The two most interesting characters are unfortunately given the least amount of screen time. Husband/father Charlie Bragg (Timothy Hutton) is suffering from Lyme disease. He has difficulty coping alone with an illness others don’t understand. He fools his wife into thinking he goes into the city to look for work, but instead smokes pot in the basement and takes target practice outside. Scott’s older brother Jimmy (played by older brother Kieran Culkin) is on leave from the military and offers Scott some help with all he is going through and confronts his father at an embarrassing night out at the local bar.
Lymelife ends with the sound of a gunshot over a black screen, leaving the audience to wonder if a character committed suicide, murder, or did the gun just fire. The ambiguity of the ending doesn’t add anything to the story or the thematic elements and appears to be the filmmakers trying to be clever by cheating rather than doing the hard work of creating a satisfying ending.

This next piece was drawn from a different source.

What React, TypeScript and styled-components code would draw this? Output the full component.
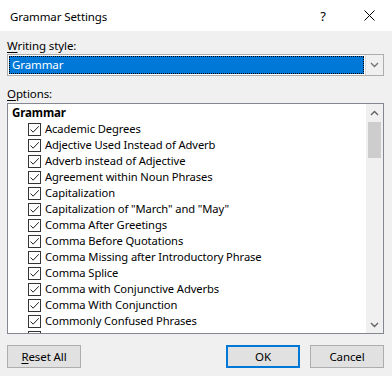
import React from "react";
import styled, { createGlobalStyle } from "styled-components";

const Global = createGlobalStyle`
  html, body { margin: 0; padding: 0; background: #f0f0f0; }
  body { font-family: "Noto Sans", "Segoe UI", sans-serif; font-size: 11px; color: #000; letter-spacing: -0.1px; }
  * { box-sizing: border-box; }
`;

const Dialog = styled.div`
  width: 392px;
  height: 376px;
  display: flex;
  flex-direction: column;
  background: #f0f0f0;
  overflow: hidden;
`;

const TitleBar = styled.div`
  height: 31px;
  background: #fff;
  display: flex;
  align-items: center;
  padding-left: 10px;
`;

const Title = styled.div`
  flex: 1;
  font-size: 11.5px;
  padding-top: 1px;
`;

const TitleBtn = styled.div`
  width: 46px;
  height: 31px;
  display: flex;
  align-items: center;
  justify-content: center;
  font-size: 13px;
`;

const Body = styled.div`
  flex: 1;
  display: flex;
  flex-direction: column;
  padding: 0 8px 0 7px;
`;

const Label = styled.div<{ $top: number }>`
  margin-top: ${(p) => p.$top}px;
  height: 15px;
  line-height: 15px;
  font-size: 11.5px;
  u { text-decoration: underline; text-underline-offset: 2px; }
`;

const Select = styled.div`
  margin-top: 1px;
  height: 22px;
  border: 1px solid #adadad;
  background: #fff;
  display: flex;
  padding: 1px;
`;

const SelectValue = styled.div`
  flex: 1;
  background: #0078d7;
  color: #fff;
  border: 1px dotted #000;
  line-height: 16px;
  padding-left: 2px;
  font-size: 11.5px;
`;

const SelectArrow = styled.div`
  width: 18px;
  margin: -1px -1px -1px 1px;
  background: #f0f0f0;
  border-left: 1px solid #d9d9d9;
  display: flex;
  align-items: center;
  justify-content: center;
`;

const ListBox = styled.div`
  margin-top: 2px;
  height: 231px;
  border: 1px solid #828790;
  background: #fff;
  display: flex;
`;

const ListContent = styled.div`
  flex: 1;
  overflow: hidden;
  padding-top: 1px;
`;

const GroupHeader = styled.div`
  height: 16px;
  line-height: 16px;
  padding-left: 4px;
  font-weight: 700;
  font-size: 11.5px;
`;

const Row = styled.div`
  height: 16px;
  display: flex;
  align-items: center;
  padding-left: 20px;
  gap: 4px;
  white-space: nowrap;
`;

const Box = styled.div`
  width: 13px;
  height: 13px;
  border: 1px solid #333;
  background: #fff;
  display: flex;
  align-items: center;
  justify-content: center;
  flex: none;
`;

const RowText = styled.span`
  font-size: 11.2px;
  line-height: 16px;
`;

const ScrollBar = styled.div`
  width: 17px;
  background: #f0f0f0;
  display: flex;
  flex-direction: column;
  align-items: center;
`;

const ScrollArrow = styled.div`
  height: 17px;
  width: 17px;
  display: flex;
  align-items: center;
  justify-content: center;
`;

const Thumb = styled.div`
  margin-top: 1px;
  width: 13px;
  height: 36px;
  background: #cdcdcd;
`;

const Spacer = styled.div`
  flex: 1;
`;

const ButtonRow = styled.div`
  margin-top: 11px;
  display: flex;
  gap: 10px;
`;

const Button = styled.div<{ $primary?: boolean }>`
  width: 74px;
  height: 23px;
  background: #e1e1e1;
  border: ${(p) => (p.$primary ? "2px solid #0078d7" : "1px solid #adadad")};
  display: flex;
  align-items: center;
  justify-content: center;
  font-size: 11.5px;
  u { text-decoration: underline; text-underline-offset: 2px; }
`;

const Check = () => (
  <svg width="11" height="11" viewBox="0 0 11 11">
    <path d="M1.5 5.5 L4.2 8.2 L9.8 2.2" fill="none" stroke="#222" strokeWidth="1" />
  </svg>
);

const Chevron = ({ up, color = "#606060" }: { up?: boolean; color?: string }) => (
  <svg width="9" height="6" viewBox="0 0 9 6">
    <path
      d={up ? "M1 5 L4.5 1.5 L8 5" : "M1 1 L4.5 4.5 L8 1"}
      fill="none"
      stroke={color}
      strokeWidth="1.3"
    />
  </svg>
);

const items = [
  "Academic Degrees",
  "Adjective Used Instead of Adverb",
  "Adverb instead of Adjective",
  "Agreement within Noun Phrases",
  "Capitalization",
  'Capitalization of "March" and "May"',
  "Comma After Greetings",
  "Comma Before Quotations",
  "Comma Missing after Introductory Phrase",
  "Comma Splice",
  "Comma with Conjunctive Adverbs",
  "Comma With Conjunction",
  "Commonly Confused Phrases",
];

export default function App() {
  return (
    <>
      <Global />
      <Dialog>
        <TitleBar>
          <Title>Grammar Settings</Title>
          <TitleBtn>?</TitleBtn>
          <TitleBtn>
            <svg width="11" height="11" viewBox="0 0 11 11">
              <path d="M0.5 0.5 L10.5 10.5 M10.5 0.5 L0.5 10.5" stroke="#000" strokeWidth="1" />
            </svg>
          </TitleBtn>
        </TitleBar>
        <Body>
          <Label $top={7}>
            <u>W</u>riting style:
          </Label>
          <Select>
            <SelectValue>Grammar</SelectValue>
            <SelectArrow>
              <Chevron color="#707070" />
            </SelectArrow>
          </Select>
          <Label $top={10}>
            <u>O</u>ptions:
          </Label>
          <ListBox>
            <ListContent>
              <GroupHeader>Grammar</GroupHeader>
              {items.map((t) => (
                <Row key={t}>
                  <Box>
                    <Check />
                  </Box>
                  <RowText>{t}</RowText>
                </Row>
              ))}
              <Row>
                <Box>
                  <Check />
                </Box>
              </Row>
            </ListContent>
            <ScrollBar>
              <ScrollArrow>
                <Chevron up />
              </ScrollArrow>
              <Thumb />
              <Spacer />
              <ScrollArrow>
                <Chevron />
              </ScrollArrow>
            </ScrollBar>
          </ListBox>
          <ButtonRow>
            <Button>
              <u>R</u>eset All
            </Button>
            <Spacer />
            <Button $primary>OK</Button>
            <Button>Cancel</Button>
          </ButtonRow>
        </Body>
      </Dialog>
    </>
  );
}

I am not sure what the NBFF saw in Lymelife to make it the opener. It was a pleasant enough experience with a few laughs and a number of well-known actors, but this film like too many others is rather forgettable. There’s no great scene of action or dialogue that stands out. Yes, there are good performances and serviceable direction, and the film will likely do well on cable, but if the NBFF want to make a name for themselves as a festival, they need to choose something bold and original.